In fact, it was the prior 1997 BOJ study tracking offenders released in 1983 that resulted in Justice Kennedy’s assertion:

“When convicted sex offenders reenter society, they are much more likely than any other type of offender to be rearrested for a new rape or sexual assault.” McKune v. Lile, 536 U.S. 24, 33, 122 S. Ct. 2017, 2024, 153 L. Ed. 2d 47 (2002). While a true statement, it ignored the fact that the reported recidivism rate for rape at the time was 7.7% — far from the 80% recidivism rate Justice Kennedy cited to (and ultimately sourced to a Psychology Today article, not a scientific study) in McKune v. Lile.

Finally, the BOJ study also establishes a baseline rate of sex offending (2.3%) among a non-sex offending population of ex-felons. This is very consistent with the research of Hanson, et al. (Reductions in Risk Based on Time Offense-free in the Community…, Psych., Pub. Ply. & Law, 24, 48-63), which found that over time, sex offenders reach a level of offending indistinguishable from the general population of ex-felons (a level he calls “desistance”) and thus cannot be justifiably treated differently from other ex-felons. For example, most lower risk sex offenders will reach that 2.3% recidivism rate five years after release, calling into question why they are treated differently than the 2.3% of non-sex offending ex-felons not subject to Megan’s Law.Properly analyzed, the 2019 BOJ study provides very useful data to counter prevalent assumptions and myths about sex offending.

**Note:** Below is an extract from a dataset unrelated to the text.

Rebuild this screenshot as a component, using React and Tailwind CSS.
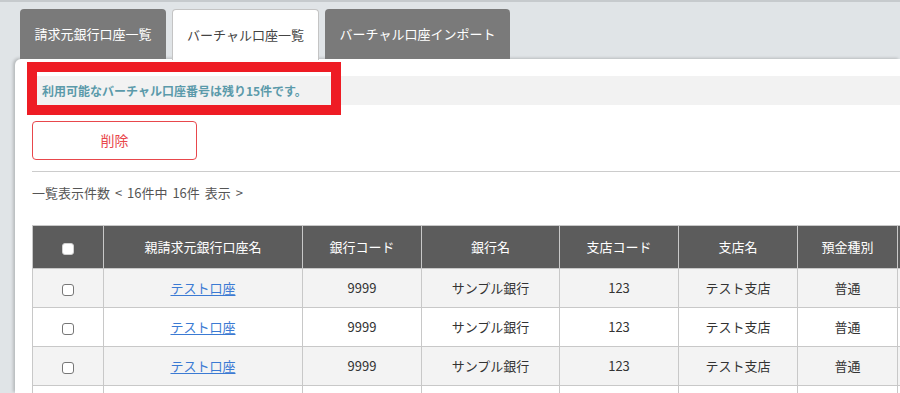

The study clearly demonstrates that most sex offense recidivism is committed by young offenders (under 25 years old) and within the first 3 years of release. Rates of re-offense decline steadily over time offense-free in the community, and with age. This data would support various types of as-applied and facial challenges to Megan’s Law-type statutes and can be a useful tool in the arsenal of defense attorneys working in this area.